SINGAPORE - A rare silence washed over the Padang as parade-goers paid tribute to former Prime Minister Lee Kuan Yew.
Faces were solemn and some audience members teary-eyed.
Said manager Magdelene Soh, 59, "The whole tribute was very touching. It's so sad that he's not here today. I only wish (Mr Lee) could be with us every year."
Mr Lee, who died on March 23 aged 91, had attended every National Day Parade since the first one in 1966. Last year, his entrance at the parade had been met by rousing cheers.
This year's National Day celebration is the first without Mr Lee.
In honour of his memory, Mr Lee's usual seat was left vacant this year. A spray of orchids adorned the empty seat.
At the end of the tribute film, aerial acrobats The Black Knights soared overhead in a "Five Stars" formation, symbolising the ideals of democracy, peace, progress, justice, and equality.
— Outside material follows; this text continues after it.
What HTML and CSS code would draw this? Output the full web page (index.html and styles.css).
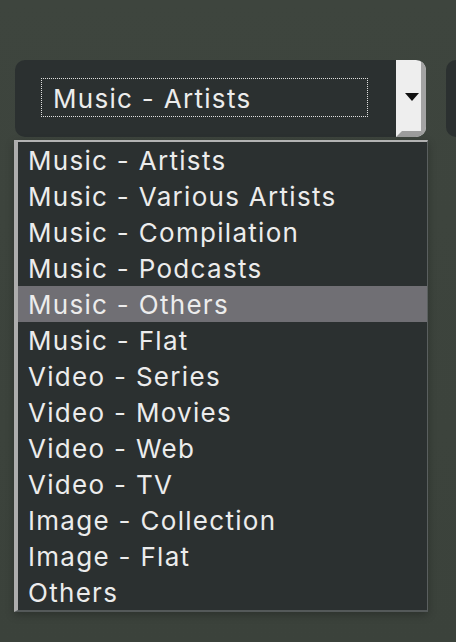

Nurse Hannah Leo, 35, who was at the parade with her son Ivan, 8, said of Mr Lee: "Without him there's no Singapore, it's a great honour and privilege to be here at Singapore's 50th celebration. He's a man who made his words come true. What Singapore is today is because of him.
Earlier today, Singapore heard for the first time a recording of Mr Lee reading the Proclamation of Independence.
The recording, made in 2012, was broadcast at 9am on local radio and TV channels, and marked at 82 grassroots-led National Day observance ceremonies islandwide. It went on air after the sounding of sirens islandwide.
Three People's Action Party stalwarts Mr Ong Pang Boon, 86, Mr Jek Yeun Thong, 85 and Mr Othman Wok, 90, were honoured at the parade. They are the three surviving Old Guard leaders who signed the official document that marked the independence of Singapore 50 years ago. Mr Lee was one of the 10 leaders who signed the document.
The other signatories were former deputy prime minister Toh Chin Chye, former finance minister Goh Keng Swee, former law minister E.W. Barker, former culture minister S. Rajaratnam, former health minister Yong Nyuk Lin and former national development minister Lim Kim San. Mr Othman, 90, was then the social affairs minister, while Mr Ong, 86, was the education minister, and Mr Jek, 85, was the labour minister.
Earlier, Mr Othman, who sat next to Mr Lee’s empty seat, said he was honoured. “He is the man who brought Singapore to what it is today. He is truly an inspiration for all Singaporeans.